Kindergarten. Ugh. After an incredibly enriching preschool experience we literally sent our oldest to kindergarten to learn to walk quietly in line in the halls , understand the school rules and hopefully make a few friends.
He was in a half-day program, so we figured it couldn't hurt. After all, we'd still have the afternoon to read, play, or go on adventures (or as it turned out deal with melt-downs from whatever stresses he was holding in at school).
I was a naive mom who meekly suggested to the kindergarten teacher, "You should hear him read. I think he's kinda smart."
Yeah whatever. By our fall conference she still hadn't sat him down to listen to him read, but that's a whole other post.

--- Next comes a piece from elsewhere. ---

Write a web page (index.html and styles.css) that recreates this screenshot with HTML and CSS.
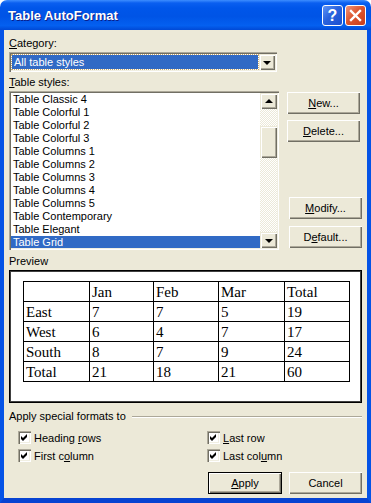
FILE: index.html
```html
<!DOCTYPE html>
<html lang="en">

<head>
    <meta charset="UTF-8">
    <title>Table AutoFormat</title>
    <link rel="stylesheet" href="styles.css">
</head>

<body>
    <div class="window">
        <div class="titlebar">
            <span class="title">Table AutoFormat</span>
            <div class="caption-buttons">
                <span class="cap-btn help">?</span>
                <span class="cap-btn close">
                    <svg width="19" height="19" viewBox="0 0 19 19">
                        <path d="M5 5 L14 14 M14 5 L5 14" stroke="#fff" stroke-width="2.4" stroke-linecap="square" />
                    </svg>
                </span>
            </div>
        </div>

        <div class="client">
            <div class="field-label"><u>C</u>ategory:</div>
            <div class="combo">
                <div class="combo-value">All table styles</div>
                <span class="scroll-btn combo-btn"><i class="arrow-down"></i></span>
            </div>

            <div class="field-label"><u>T</u>able styles:</div>
            <div class="styles-row">
                <div class="listbox">
                    <ul class="items">
                        <li>Table Classic 4</li>
                        <li>Table Colorful 1</li>
                        <li>Table Colorful 2</li>
                        <li>Table Colorful 3</li>
                        <li>Table Columns 1</li>
                        <li>Table Columns 2</li>
                        <li>Table Columns 3</li>
                        <li>Table Columns 4</li>
                        <li>Table Columns 5</li>
                        <li>Table Contemporary</li>
                        <li>Table Elegant</li>
                        <li class="selected">Table Grid</li>
                    </ul>
                    <div class="scrollbar">
                        <span class="scroll-btn"><i class="arrow-up"></i></span>
                        <div class="track">
                            <span class="thumb"></span>
                        </div>
                        <span class="scroll-btn"><i class="arrow-down"></i></span>
                    </div>
                </div>
                <div class="side-buttons">
                    <button class="btn"><u>N</u>ew...</button>
                    <button class="btn"><u>D</u>elete...</button>
                    <button class="btn shifted push-down"><u>M</u>odify...</button>
                    <button class="btn shifted">D<u>e</u>fault...</button>
                </div>
            </div>

            <div class="field-label preview-label">Preview</div>
            <div class="preview">
                <table class="sample">
                    <tr><td></td><td>Jan</td><td>Feb</td><td>Mar</td><td>Total</td></tr>
                    <tr><td>East</td><td>7</td><td>7</td><td>5</td><td>19</td></tr>
                    <tr><td>West</td><td>6</td><td>4</td><td>7</td><td>17</td></tr>
                    <tr><td>South</td><td>8</td><td>7</td><td>9</td><td>24</td></tr>
                    <tr><td>Total</td><td>21</td><td>18</td><td>21</td><td>60</td></tr>
                </table>
            </div>

            <div class="group-title">
                <span>Apply special formats to</span>
                <span class="etched"></span>
            </div>
            <div class="checks">
                <label class="check"><span class="box"><svg width="9" height="9" viewBox="0 0 9 9"><polygon points="1,3 3,5 7,1 7,4 3,8 1,6" fill="#000" /></svg></span><span>Heading <u>r</u>ows</span></label>
                <label class="check"><span class="box"><svg width="9" height="9" viewBox="0 0 9 9"><polygon points="1,3 3,5 7,1 7,4 3,8 1,6" fill="#000" /></svg></span><span><u>L</u>ast row</span></label>
                <label class="check"><span class="box"><svg width="9" height="9" viewBox="0 0 9 9"><polygon points="1,3 3,5 7,1 7,4 3,8 1,6" fill="#000" /></svg></span><span>First c<u>o</u>lumn</span></label>
                <label class="check"><span class="box"><svg width="9" height="9" viewBox="0 0 9 9"><polygon points="1,3 3,5 7,1 7,4 3,8 1,6" fill="#000" /></svg></span><span>Last col<u>u</u>mn</span></label>
            </div>

            <div class="footer">
                <button class="btn default"><u>A</u>pply</button>
                <button class="btn">Cancel</button>
            </div>
        </div>
    </div>
</body>

</html>
```

FILE: styles.css
```css
body {
    margin: 0;
    background-color: #ffffff;
    font-family: 'Liberation Sans', Arial, sans-serif;
    font-size: 11px;
    color: #000;
}

.window {
    width: 371px;
    height: 503px;
    display: flex;
    flex-direction: column;
}

/* title bar */
.titlebar {
    height: 30px;
    box-sizing: border-box;
    padding: 0 5px 0 8px;
    display: flex;
    align-items: center;
    justify-content: space-between;
    border-radius: 7px 7px 0 0;
    background: linear-gradient(#3d8dff 0, #0a5ff0 3px, #0056ea 8px, #0054e6 55%, #0460f0 85%, #0049d6 100%);
}

.title {
    color: #fff;
    font-weight: bold;
    font-size: 13px;
    text-shadow: 1px 1px #0a1e8a;
    margin-top: 1px;
}

.caption-buttons {
    display: flex;
    gap: 2px;
    margin-top: 1px;
}

.cap-btn {
    width: 19px;
    height: 19px;
    border: 1px solid #fff;
    border-radius: 3px;
    display: flex;
    align-items: center;
    justify-content: center;
}

.help {
    background: linear-gradient(135deg, #5f95f7 0, #2a63dd 45%, #1b4fd0 100%);
    color: #fff;
    font-weight: bold;
    font-size: 16px;
}

.close {
    background: linear-gradient(135deg, #f0957a 0, #dd5630 45%, #c83c1a 100%);
}

/* client area */
.client {
    height: 468px;
    background-color: #ece9d8;
    border-left: 4px solid #0553e6;
    border-right: 4px solid #0553e6;
    border-bottom: 5px solid #0743d2;
    padding: 0 5px;
}

.field-label {
    line-height: 13px;
    margin-top: 7px;
    margin-bottom: 2px;
}

.field-label + .combo + .field-label {
    margin-top: 4px;
}

.combo {
    width: 268px;
    height: 20px;
    box-sizing: border-box;
    padding: 2px;
    background-color: #fff;
    box-shadow: inset 1px 1px #aca899, inset 2px 2px #716f64, inset -1px -1px #fff, inset -2px -2px #f1efe2;
    display: flex;
}

.combo-value {
    flex: 1;
    margin: 1px;
    padding-left: 2px;
    line-height: 14px;
    background-color: #316ac5;
    color: #fff;
    outline: 1px dotted #c9a96a;
}

.scroll-btn {
    display: flex;
    align-items: center;
    justify-content: center;
    width: 17px;
    height: 16px;
    box-sizing: border-box;
    background-color: #ece9d8;
    box-shadow: inset 1px 1px #ece9d8, inset 2px 2px #fff, inset -1px -1px #716f64, inset -2px -2px #aca899;
}

.combo-btn {
    width: 16px;
}

.arrow-down,
.arrow-up {
    width: 0;
    height: 0;
    border-left: 4px solid transparent;
    border-right: 4px solid transparent;
}

.arrow-down {
    border-top: 4px solid #000;
    margin-top: 1px;
}

.arrow-up {
    border-bottom: 4px solid #000;
    margin-top: -1px;
}

/* styles list + side buttons */
.styles-row {
    display: flex;
    gap: 8px;
}

.listbox {
    width: 270px;
    height: 159px;
    box-sizing: border-box;
    padding: 2px;
    background-color: #fff;
    box-shadow: inset 1px 1px #aca899, inset 2px 2px #716f64, inset -1px -1px #fff, inset -2px -2px #f1efe2;
    display: flex;
}

.items {
    list-style: none;
    margin: 0;
    padding: 0;
    flex: 1;
    overflow: hidden;
}

.items li {
    height: 13px;
    line-height: 13px;
    padding-left: 2px;
    white-space: nowrap;
}

.items li.selected {
    background-color: #316ac5;
    color: #fff;
}

.scrollbar {
    width: 17px;
    display: flex;
    flex-direction: column;
}

.track {
    flex: 1;
    background: repeating-conic-gradient(#fff 0 25%, #ece9d8 0 50%) 0 0 / 2px 2px;
    padding-top: 17px;
}

.thumb {
    display: block;
    height: 32px;
    background-color: #ece9d8;
    box-shadow: inset 1px 1px #ece9d8, inset 2px 2px #fff, inset -1px -1px #716f64, inset -2px -2px #aca899;
}

.side-buttons {
    display: flex;
    flex-direction: column;
    gap: 6px;
    padding-top: 1px;
    padding-bottom: 2px;
}

.btn {
    width: 73px;
    height: 22px;
    padding: 0;
    border: none;
    font: inherit;
    color: #000;
    background-color: #ece9d8;
    box-shadow: inset 1px 1px #fff, inset -1px -1px #716f64, inset -2px -2px #aca899;
}

.shifted {
    margin-left: 2px;
}

.push-down {
    margin-top: auto;
    margin-bottom: 1px;
}

/* preview */
.preview-label {
    margin-top: 5px;
}

.preview {
    height: 133px;
    box-sizing: border-box;
    background-color: #fff;
    border: 1px solid #000;
    box-shadow: inset 1px 1px #404040, inset -1px -1px #404040;
    padding: 10px 0 0 13px;
}

.sample {
    border-collapse: collapse;
    font-family: 'Liberation Serif', 'Times New Roman', serif;
    font-size: 15px;
}

.sample td {
    border: 1px solid #000;
    height: 19px;
    padding: 0 0 0 2px;
    line-height: 17px;
    vertical-align: bottom;
}

.sample td:nth-child(1) { width: 63px; }
.sample td:nth-child(2) { width: 61px; }
.sample td:nth-child(3) { width: 62px; }
.sample td:nth-child(4) { width: 63px; }
.sample td:nth-child(5) { width: 62px; }

/* special formats */
.group-title {
    display: flex;
    align-items: center;
    gap: 6px;
    margin-top: 7px;
    line-height: 13px;
}

.etched {
    flex: 1;
    height: 1px;
    background-color: #aca899;
    border-bottom: 1px solid #fff;
}

.checks {
    display: grid;
    grid-template-columns: 189px 1fr;
    row-gap: 5px;
    margin-top: 8px;
    padding-left: 9px;
}

.check {
    display: flex;
    align-items: center;
    gap: 3px;
    height: 13px;
}

.box {
    width: 13px;
    height: 13px;
    box-sizing: border-box;
    padding: 2px;
    background-color: #fff;
    box-shadow: inset 1px 1px #aca899, inset 2px 2px #716f64, inset -1px -1px #fff, inset -2px -2px #f1efe2;
}

.box svg {
    display: block;
}

.footer {
    display: flex;
    justify-content: flex-end;
    gap: 7px;
    margin-top: 10px;
}

.btn.default {
    width: 74px;
    box-shadow: inset 0 0 0 1px #000, inset 2px 2px #fff, inset -2px -2px #716f64, inset -3px -3px #aca899;
}
```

I came across this old report card just days before my friend Gina sent me a link to a Science Daily article, Learn More in Kindergarten, Earn More as an Adult.
"Moreover, students who learn more in kindergarten are more likely to go to college than students with similar backgrounds. Those who learn more in kindergarten are also less likely to become single parents, more likely to own a home by age 28 and more likely to save for retirement earlier in their work lives."
Disappointingly, much of the article seems to focus the impact of small class size and it still sounds specious to me.
Still, it does raise a bigger question: what is the long-term impact of not learning much in kindergarten (or any grade) because a student had met most or all of the stated academic goals for that grade prior to entering it?